How does Austin criticize the argument from illusion? Jason suggested two possible ways of reading Austin's criticisms. Either Austin simply tries to show that one or more of the premises of the argument is false, or, more ambitiously, he tries to show that all attempts to formulate the argument from illusion are confused.

I said that in his discussions of the bent stick, the mirror, and the mirage, Austin seems to criticize different parts of the argument. For example, Austin agrees that when one sees a straight stick placed in water, it makes sense to say that it looks bent. But, in the following passage, Austin seems to take issue with both (2) (3) in the argument given above:

"...we are told, in this case you are seeing something; and what is this something 'if it is not part of any material thing'? But this question is, really, completely mad. The straight part of the stick, the bit not under water, is presumably part of a material thing; don't we see that? And what about the bit under water?--we can see that too. We can see, come to that, the water itself. In fact what we see is a stick partly immersed in water..." (p.30).

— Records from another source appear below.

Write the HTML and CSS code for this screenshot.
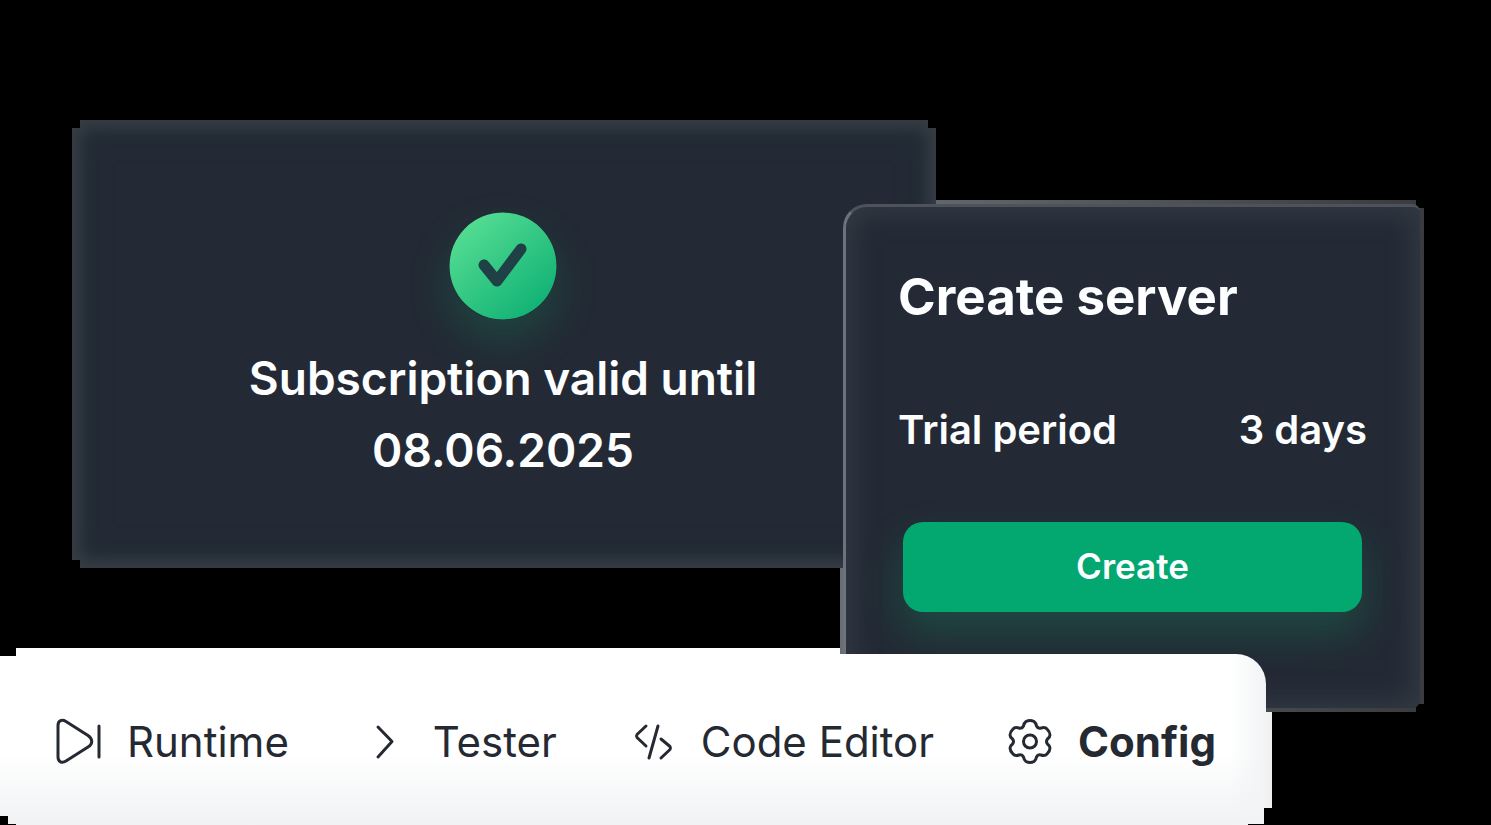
FILE: index.html
```
<!DOCTYPE html>
<html lang="en">
<head>
    <meta charset="UTF-8">
    <meta name="viewport" content="width=device-width, initial-scale=1.0">
    <title>Create server</title>
    <link rel="stylesheet" href="styles.css">
</head>
<body>
    <main class="collage">
        <section class="subscription">
            <svg class="check" viewBox="0 0 108 108" aria-hidden="true">
                <defs>
                    <linearGradient id="check-fill" x1="0.1" y1="0.1" x2="0.8" y2="0.9">
                        <stop offset="0" stop-color="#56de93"/>
                        <stop offset="1" stop-color="#13b376"/>
                    </linearGradient>
                </defs>
                <circle cx="54" cy="54" r="53.500" fill="url(#check-fill)"/>
                <path d="M35 53L48 69L72 37" fill="none" stroke="#1f4146" stroke-width="11" stroke-linecap="round" stroke-linejoin="round"/>
            </svg>
            <p>Subscription valid until<br>08.06.2025</p>
        </section>

        <section class="server">
            <h1>Create server</h1>
            <div class="trial">
                <span>Trial period</span>
                <span>3 days</span>
            </div>
            <button type="button" class="create-button">Create</button>
        </section>

        <nav class="tabs">
            <a href="#runtime">
                <svg class="icon" viewBox="0 0 48 48" aria-hidden="true">
                    <path d="M3 7.500C3 2.500 7 1 11 3.500L33 17.500C38 21 38 26 33 29L11 43C7 45.500 3 44 3 39Z"/>
                    <path d="M44 8V39"/>
                </svg>
                Runtime
            </a>
            <a href="#tester">
                <svg class="icon" viewBox="0 0 48 48" aria-hidden="true">
                    <path d="M17 9L31 23.500L17 39"/>
                </svg>
                Tester
            </a>
            <a href="#editor">
                <svg class="icon" viewBox="0 0 48 48" aria-hidden="true">
                    <path d="M17 8L8 16.500Q7 18 8 19.500L17 28"/>
                    <path d="M29 8L20 40"/>
                    <path d="M32 21L41 28.500Q42 30 41 31.500L32 40"/>
                </svg>
                Code Editor
            </a>
            <a href="#config" class="active">
                <svg class="icon" viewBox="0 0 48 48" aria-hidden="true">
                    <path d="M20 3.500Q24 1.500 28 3.500Q30 5 30.500 8Q32 11 35 10Q39 8.500 41 11Q44 14 44 17Q44 19 41.500 21Q39.500 23.500 41.500 26Q44 28 44 30Q44 33 41 36Q39 38.500 35 37Q32 36 30.500 39Q30 42 28 43.500Q24 45.500 20 43.500Q18 42 17.500 39Q16 36 13 37Q9 38.500 7 36Q4 33 4 30Q4 28 6.500 26Q8.500 23.500 6.500 21Q4 19 4 17Q4 14 7 11Q9 8.500 13 10Q16 11 17.500 8Q18 5 20 3.500Z"/>
                    <circle cx="24" cy="23.500" r="6.500"/>
                </svg>
                Config
            </a>
        </nav>
    </main>
</body>
</html>
```
FILE: styles.css
```
* {
    box-sizing: border-box;
}
body {
    margin: 0;
    background-color: #000;
    color: #fdfeff;
    font-family: Inter, "Liberation Sans", sans-serif;
}
h1, p {
    margin: 0;
}

/* the three panels share grid lines so that they can overlap */
.collage {
    display: grid;
    grid-template-columns: 72fr 771fr 93fr 330fr 154fr 71fr;
    grid-template-rows: 120px 84px 364px 86px 54px minmax(117px, 1fr);
    min-height: 100vh;
    isolation: isolate;
    overflow: hidden;
}

.subscription {
    grid-column: 2 / 4;
    grid-row: 2 / 4;
    position: relative;
    padding: 92px 2px 0 0;
    text-align: center;
    background-color: #232a35;
    box-shadow: inset 0 0 16px 8px #393e46, inset 0 0 24px 16px #222d36;
    clip-path: polygon(8px 0, calc(100% - 8px) 0, calc(100% - 8px) 8px, 100% 8px, 100% calc(100% - 8px), calc(100% - 8px) calc(100% - 8px), calc(100% - 8px) 100%, 8px 100%, 8px calc(100% - 8px), 0 calc(100% - 8px), 0 8px, 8px 8px);
}
.check {
    display: block;
    width: 108px;
    margin: 0 auto 22px;
    border-radius: 50%;
    box-shadow: 0 20px 40px rgba(16, 150, 100, 0.25);
}
.subscription p {
    font-size: 46px;
    font-weight: 600;
    line-height: 72px;
}

.server {
    grid-column: 3 / 6;
    grid-row: 3 / 6;
    position: relative;
    padding: 60px 53px 40px 52px;
    background-color: #232a35;
    border-left: 3px solid #6c737d;
    border-top: 3px solid #4d525b;
    border-radius: 24px 8px 8px 0;
    box-shadow: inset 0 0 24px 8px #323943;
}
.server::before {
    content: "";
    position: absolute;
    z-index: -1;
    inset: -7px -4px -4px -6px;
    background: linear-gradient(90deg, #6a6e74, #393b3f);
    clip-path: polygon(0 0, calc(100% - 8px) 0, calc(100% - 8px) 8px, 100% 8px, 100% calc(100% - 8px), calc(100% - 8px) calc(100% - 8px), calc(100% - 8px) 100%, 0 100%);
}
.server h1 {
    font-size: 51px;
    font-weight: 700;
    line-height: 60px;
}
.trial {
    display: flex;
    justify-content: space-between;
    margin: 79px 0 68px;
    font-size: 40px;
    font-weight: 600;
    line-height: 48px;
}
.create-button {
    display: block;
    width: calc(100% - 10px);
    height: 90px;
    margin: 0 5px;
    padding: 0 0 2px;
    border: none;
    border-radius: 20px;
    background-color: #02a870;
    color: #fdfeff;
    font-family: inherit;
    font-size: 35px;
    font-weight: 600;
    cursor: pointer;
    box-shadow: 0 20px 40px rgba(16, 150, 100, 0.3);
}

.tabs {
    grid-column: 1 / 5;
    grid-row: 5 / 7;
    position: relative;
    display: flex;
    justify-content: space-between;
    align-items: flex-start;
    padding: 64px 50px 0 55px;
    background: linear-gradient(270deg, #f1f3f5, rgba(255, 255, 255, 0) 36px), linear-gradient(#fff 100px, #f0f2f4 171px);
    border-top-right-radius: 30px;
    clip-path: polygon(16px -6px, 100% -6px, 100% 154px, calc(100% - 2px) 154px, calc(100% - 2px) 170px, calc(100% - 18px) 170px, calc(100% - 18px) 100%, 16px 100%, 16px 170px, 8px 170px, 8px 162px, 0 162px, 0 2px, 16px 2px);
}
/* pale edge showing behind the server panel */
.collage::before {
    content: "";
    grid-column: 1 / 5;
    grid-row: 5 / 7;
    z-index: -2;
    margin: -6px -6px 0 0;
    background-color: #fff;
    background-image: linear-gradient(270deg, #efefef, #fff 30px);
    clip-path: polygon(16px 0, 100% 0, 100% 160px, calc(100% - 8px) 160px, calc(100% - 8px) 176px, 16px 176px, 16px 8px);
}
.tabs a {
    display: flex;
    align-items: center;
    gap: 24px;
    color: #252a32;
    font-size: 42px;
    font-weight: 400;
    line-height: 48px;
    text-decoration: none;
}
.tabs .active {
    font-weight: 700;
}
.icon {
    width: 48px;
    height: 48px;
    fill: none;
    stroke: #252a32;
    stroke-width: 3;
    stroke-linecap: round;
    stroke-linejoin: round;
}
```
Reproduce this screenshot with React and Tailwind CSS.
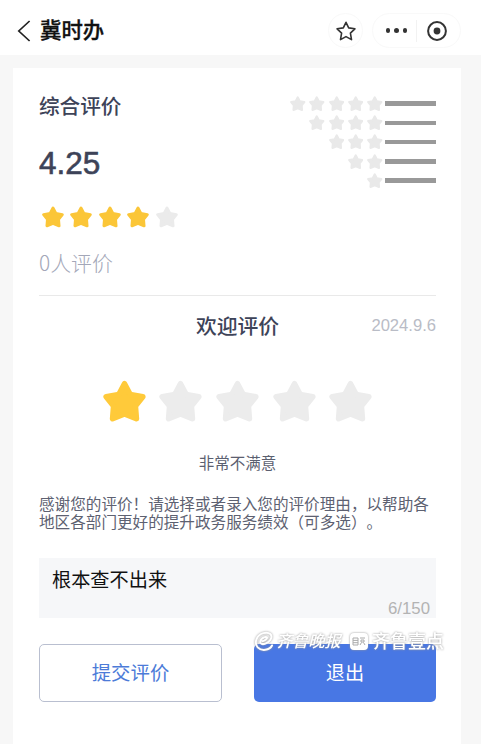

In the mirror case, Austin clearly rejects (3), that when it "appears [that my body] is some distance behind the glass" (p.31), "I am not seeing a material thing". He also says that I see the mirror, and I see my body in the mirror, which suggests (to me, at least), that Austin is also rejecting premise (2), that when it appears that F (that my body is behind the glass), I must experience something F-ish (something behind-the-glass-ish). No--what I'm experiencing/seeing is the mirror and my body "in" the mirror.

Austin seems to grant (1-3) in the case of the mirage, but denies that it follows that the person experiencing the mirage is "experiencing sense-data" (p.32).

After I described the different ways Austin approaches the examples, Jason asked whether the key premise in the argument from illusion is (2). It seems possibly the least plausible premise in the argument. Focusing on it might have made shorter work of the argument from illusion. Why spend time picking apart the language of those arguing for sense-data rather than going straight to the heart of the argument?

Zack then said that he thought he could modify the argument to make premise (2) more plausible. If (2) is changed to read:

(2') In such a case you see or experience something

(2') might be something that Austin accepts. In each case Austin discusses, Austin clearly thinks that we are seeing something: a stick submerged in water; our reflection in a mirror; and a mirage. So it might turn out that rejecting premise (2) isn't enough to bring down the argument from illusion.

Jason then said that he thinks Austin's way of criticizing his opponents is excessively uncharitable. Instead of trying to give a rational reconstruction of Price or Ayer's arguments, Austin is content merely to point out their mistakes.

Jay, sympathizing with Jason, contrasted Austin's philosophical method with Wittgenstein's. While Wittgenstein treats the confusions of the philosopher as confusions that we are all prone to, Austin treats them as careless mistakes.

(This difference was disputed, to some extent, by some members of the workshop, including I think Ben and maybe David F.)

We meet again in two weeks to discuss more of Sense and Sensibilia.